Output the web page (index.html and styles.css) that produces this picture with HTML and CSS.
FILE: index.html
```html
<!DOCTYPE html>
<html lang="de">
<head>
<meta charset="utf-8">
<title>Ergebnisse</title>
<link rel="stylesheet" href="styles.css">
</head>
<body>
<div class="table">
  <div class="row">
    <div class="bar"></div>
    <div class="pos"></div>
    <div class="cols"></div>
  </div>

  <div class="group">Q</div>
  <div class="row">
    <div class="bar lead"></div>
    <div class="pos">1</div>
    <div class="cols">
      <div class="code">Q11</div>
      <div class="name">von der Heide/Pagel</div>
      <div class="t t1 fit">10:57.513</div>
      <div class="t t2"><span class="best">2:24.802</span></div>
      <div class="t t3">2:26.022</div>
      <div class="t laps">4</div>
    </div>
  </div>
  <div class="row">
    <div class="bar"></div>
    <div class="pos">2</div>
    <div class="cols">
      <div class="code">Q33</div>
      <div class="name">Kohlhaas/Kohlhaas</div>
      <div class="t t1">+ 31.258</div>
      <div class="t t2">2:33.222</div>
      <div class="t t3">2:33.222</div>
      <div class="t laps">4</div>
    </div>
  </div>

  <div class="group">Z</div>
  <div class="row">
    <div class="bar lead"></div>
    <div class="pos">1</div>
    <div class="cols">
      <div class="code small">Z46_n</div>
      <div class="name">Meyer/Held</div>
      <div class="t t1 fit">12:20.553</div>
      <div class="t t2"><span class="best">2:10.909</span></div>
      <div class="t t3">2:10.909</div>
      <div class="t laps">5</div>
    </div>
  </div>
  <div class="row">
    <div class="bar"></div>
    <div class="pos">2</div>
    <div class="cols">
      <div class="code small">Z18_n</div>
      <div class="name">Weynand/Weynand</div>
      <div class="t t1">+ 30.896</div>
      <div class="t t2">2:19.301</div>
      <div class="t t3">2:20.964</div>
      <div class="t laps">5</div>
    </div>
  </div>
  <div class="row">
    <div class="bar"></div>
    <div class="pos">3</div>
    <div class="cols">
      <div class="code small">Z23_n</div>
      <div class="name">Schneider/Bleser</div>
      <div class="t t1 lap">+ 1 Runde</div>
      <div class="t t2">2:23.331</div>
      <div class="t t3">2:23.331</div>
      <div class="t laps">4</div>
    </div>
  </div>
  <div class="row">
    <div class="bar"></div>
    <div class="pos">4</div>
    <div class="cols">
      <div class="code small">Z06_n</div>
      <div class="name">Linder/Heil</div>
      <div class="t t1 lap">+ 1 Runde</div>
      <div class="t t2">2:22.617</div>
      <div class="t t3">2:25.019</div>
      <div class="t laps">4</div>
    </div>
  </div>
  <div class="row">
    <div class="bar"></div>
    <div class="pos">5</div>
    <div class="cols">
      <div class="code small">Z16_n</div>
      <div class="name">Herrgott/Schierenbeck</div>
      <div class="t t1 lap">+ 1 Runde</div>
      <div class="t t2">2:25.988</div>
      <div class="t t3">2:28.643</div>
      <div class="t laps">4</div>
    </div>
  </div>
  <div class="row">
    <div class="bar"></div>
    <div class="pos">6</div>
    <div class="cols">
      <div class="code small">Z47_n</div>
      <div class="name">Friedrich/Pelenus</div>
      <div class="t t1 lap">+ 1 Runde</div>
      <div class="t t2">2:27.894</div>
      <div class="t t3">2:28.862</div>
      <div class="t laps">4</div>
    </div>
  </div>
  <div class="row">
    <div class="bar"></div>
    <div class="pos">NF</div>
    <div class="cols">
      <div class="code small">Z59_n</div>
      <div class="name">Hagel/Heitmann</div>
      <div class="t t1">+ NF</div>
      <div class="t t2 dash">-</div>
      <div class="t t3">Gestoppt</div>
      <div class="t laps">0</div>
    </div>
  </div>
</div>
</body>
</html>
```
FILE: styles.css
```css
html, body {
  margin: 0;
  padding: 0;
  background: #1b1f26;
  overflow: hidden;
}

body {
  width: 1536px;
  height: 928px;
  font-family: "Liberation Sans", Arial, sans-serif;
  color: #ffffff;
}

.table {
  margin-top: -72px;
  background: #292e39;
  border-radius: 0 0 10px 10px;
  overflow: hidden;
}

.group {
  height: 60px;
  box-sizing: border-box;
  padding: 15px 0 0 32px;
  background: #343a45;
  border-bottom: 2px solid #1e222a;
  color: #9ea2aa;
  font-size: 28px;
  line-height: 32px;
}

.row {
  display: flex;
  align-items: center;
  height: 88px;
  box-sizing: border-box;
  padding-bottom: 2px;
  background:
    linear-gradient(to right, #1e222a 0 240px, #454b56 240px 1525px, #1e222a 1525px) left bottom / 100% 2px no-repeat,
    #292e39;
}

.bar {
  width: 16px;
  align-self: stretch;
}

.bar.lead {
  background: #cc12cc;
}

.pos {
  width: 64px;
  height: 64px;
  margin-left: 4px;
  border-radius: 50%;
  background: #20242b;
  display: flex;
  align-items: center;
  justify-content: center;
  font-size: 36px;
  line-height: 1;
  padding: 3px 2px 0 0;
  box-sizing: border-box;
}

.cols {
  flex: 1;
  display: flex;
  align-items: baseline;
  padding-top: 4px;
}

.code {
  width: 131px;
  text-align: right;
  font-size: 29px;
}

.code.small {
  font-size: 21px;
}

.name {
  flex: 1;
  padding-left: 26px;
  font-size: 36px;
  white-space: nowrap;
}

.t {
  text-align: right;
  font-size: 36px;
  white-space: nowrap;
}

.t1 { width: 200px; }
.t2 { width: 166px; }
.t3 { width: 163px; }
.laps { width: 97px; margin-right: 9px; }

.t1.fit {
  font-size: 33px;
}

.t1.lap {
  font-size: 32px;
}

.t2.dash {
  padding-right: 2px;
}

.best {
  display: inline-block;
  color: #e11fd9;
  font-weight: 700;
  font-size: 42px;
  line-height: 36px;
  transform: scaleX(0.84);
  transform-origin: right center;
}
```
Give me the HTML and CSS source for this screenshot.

────────

▶ **What you need to do**
Quote the material exactly, leaving nothing out.

▶ **Finished task**
Output the web page (index.html and styles.css) that produces this picture with HTML and CSS.
FILE: index.html
```html
<!DOCTYPE html>
<html lang="de">
<head>
<meta charset="utf-8">
<title>Ergebnisse</title>
<link rel="stylesheet" href="styles.css">
</head>
<body>
<div class="table">
  <div class="row">
    <div class="bar"></div>
    <div class="pos"></div>
    <div class="cols"></div>
  </div>

  <div class="group">Q</div>
  <div class="row">
    <div class="bar lead"></div>
    <div class="pos">1</div>
    <div class="cols">
      <div class="code">Q11</div>
      <div class="name">von der Heide/Pagel</div>
      <div class="t t1 fit">10:57.513</div>
      <div class="t t2"><span class="best">2:24.802</span></div>
      <div class="t t3">2:26.022</div>
      <div class="t laps">4</div>
    </div>
  </div>
  <div class="row">
    <div class="bar"></div>
    <div class="pos">2</div>
    <div class="cols">
      <div class="code">Q33</div>
      <div class="name">Kohlhaas/Kohlhaas</div>
      <div class="t t1">+ 31.258</div>
      <div class="t t2">2:33.222</div>
      <div class="t t3">2:33.222</div>
      <div class="t laps">4</div>
    </div>
  </div>

  <div class="group">Z</div>
  <div class="row">
    <div class="bar lead"></div>
    <div class="pos">1</div>
    <div class="cols">
      <div class="code small">Z46_n</div>
      <div class="name">Meyer/Held</div>
      <div class="t t1 fit">12:20.553</div>
      <div class="t t2"><span class="best">2:10.909</span></div>
      <div class="t t3">2:10.909</div>
      <div class="t laps">5</div>
    </div>
  </div>
  <div class="row">
    <div class="bar"></div>
    <div class="pos">2</div>
    <div class="cols">
      <div class="code small">Z18_n</div>
      <div class="name">Weynand/Weynand</div>
      <div class="t t1">+ 30.896</div>
      <div class="t t2">2:19.301</div>
      <div class="t t3">2:20.964</div>
      <div class="t laps">5</div>
    </div>
  </div>
  <div class="row">
    <div class="bar"></div>
    <div class="pos">3</div>
    <div class="cols">
      <div class="code small">Z23_n</div>
      <div class="name">Schneider/Bleser</div>
      <div class="t t1 lap">+ 1 Runde</div>
      <div class="t t2">2:23.331</div>
      <div class="t t3">2:23.331</div>
      <div class="t laps">4</div>
    </div>
  </div>
  <div class="row">
    <div class="bar"></div>
    <div class="pos">4</div>
    <div class="cols">
      <div class="code small">Z06_n</div>
      <div class="name">Linder/Heil</div>
      <div class="t t1 lap">+ 1 Runde</div>
      <div class="t t2">2:22.617</div>
      <div class="t t3">2:25.019</div>
      <div class="t laps">4</div>
    </div>
  </div>
  <div class="row">
    <div class="bar"></div>
    <div class="pos">5</div>
    <div class="cols">
      <div class="code small">Z16_n</div>
      <div class="name">Herrgott/Schierenbeck</div>
      <div class="t t1 lap">+ 1 Runde</div>
      <div class="t t2">2:25.988</div>
      <div class="t t3">2:28.643</div>
      <div class="t laps">4</div>
    </div>
  </div>
  <div class="row">
    <div class="bar"></div>
    <div class="pos">6</div>
    <div class="cols">
      <div class="code small">Z47_n</div>
      <div class="name">Friedrich/Pelenus</div>
      <div class="t t1 lap">+ 1 Runde</div>
      <div class="t t2">2:27.894</div>
      <div class="t t3">2:28.862</div>
      <div class="t laps">4</div>
    </div>
  </div>
  <div class="row">
    <div class="bar"></div>
    <div class="pos">NF</div>
    <div class="cols">
      <div class="code small">Z59_n</div>
      <div class="name">Hagel/Heitmann</div>
      <div class="t t1">+ NF</div>
      <div class="t t2 dash">-</div>
      <div class="t t3">Gestoppt</div>
      <div class="t laps">0</div>
    </div>
  </div>
</div>
</body>
</html>
```
FILE: styles.css
```css
html, body {
  margin: 0;
  padding: 0;
  background: #1b1f26;
  overflow: hidden;
}

body {
  width: 1536px;
  height: 928px;
  font-family: "Liberation Sans", Arial, sans-serif;
  color: #ffffff;
}

.table {
  margin-top: -72px;
  background: #292e39;
  border-radius: 0 0 10px 10px;
  overflow: hidden;
}

.group {
  height: 60px;
  box-sizing: border-box;
  padding: 15px 0 0 32px;
  background: #343a45;
  border-bottom: 2px solid #1e222a;
  color: #9ea2aa;
  font-size: 28px;
  line-height: 32px;
}

.row {
  display: flex;
  align-items: center;
  height: 88px;
  box-sizing: border-box;
  padding-bottom: 2px;
  background:
    linear-gradient(to right, #1e222a 0 240px, #454b56 240px 1525px, #1e222a 1525px) left bottom / 100% 2px no-repeat,
    #292e39;
}

.bar {
  width: 16px;
  align-self: stretch;
}

.bar.lead {
  background: #cc12cc;
}

.pos {
  width: 64px;
  height: 64px;
  margin-left: 4px;
  border-radius: 50%;
  background: #20242b;
  display: flex;
  align-items: center;
  justify-content: center;
  font-size: 36px;
  line-height: 1;
  padding: 3px 2px 0 0;
  box-sizing: border-box;
}

.cols {
  flex: 1;
  display: flex;
  align-items: baseline;
  padding-top: 4px;
}

.code {
  width: 131px;
  text-align: right;
  font-size: 29px;
}

.code.small {
  font-size: 21px;
}

.name {
  flex: 1;
  padding-left: 26px;
  font-size: 36px;
  white-space: nowrap;
}

.t {
  text-align: right;
  font-size: 36px;
  white-space: nowrap;
}

.t1 { width: 200px; }
.t2 { width: 166px; }
.t3 { width: 163px; }
.laps { width: 97px; margin-right: 9px; }

.t1.fit {
  font-size: 33px;
}

.t1.lap {
  font-size: 32px;
}

.t2.dash {
  padding-right: 2px;
}

.best {
  display: inline-block;
  color: #e11fd9;
  font-weight: 700;
  font-size: 42px;
  line-height: 36px;
  transform: scaleX(0.84);
  transform-origin: right center;
}
```
Give me the HTML and CSS source for this screenshot.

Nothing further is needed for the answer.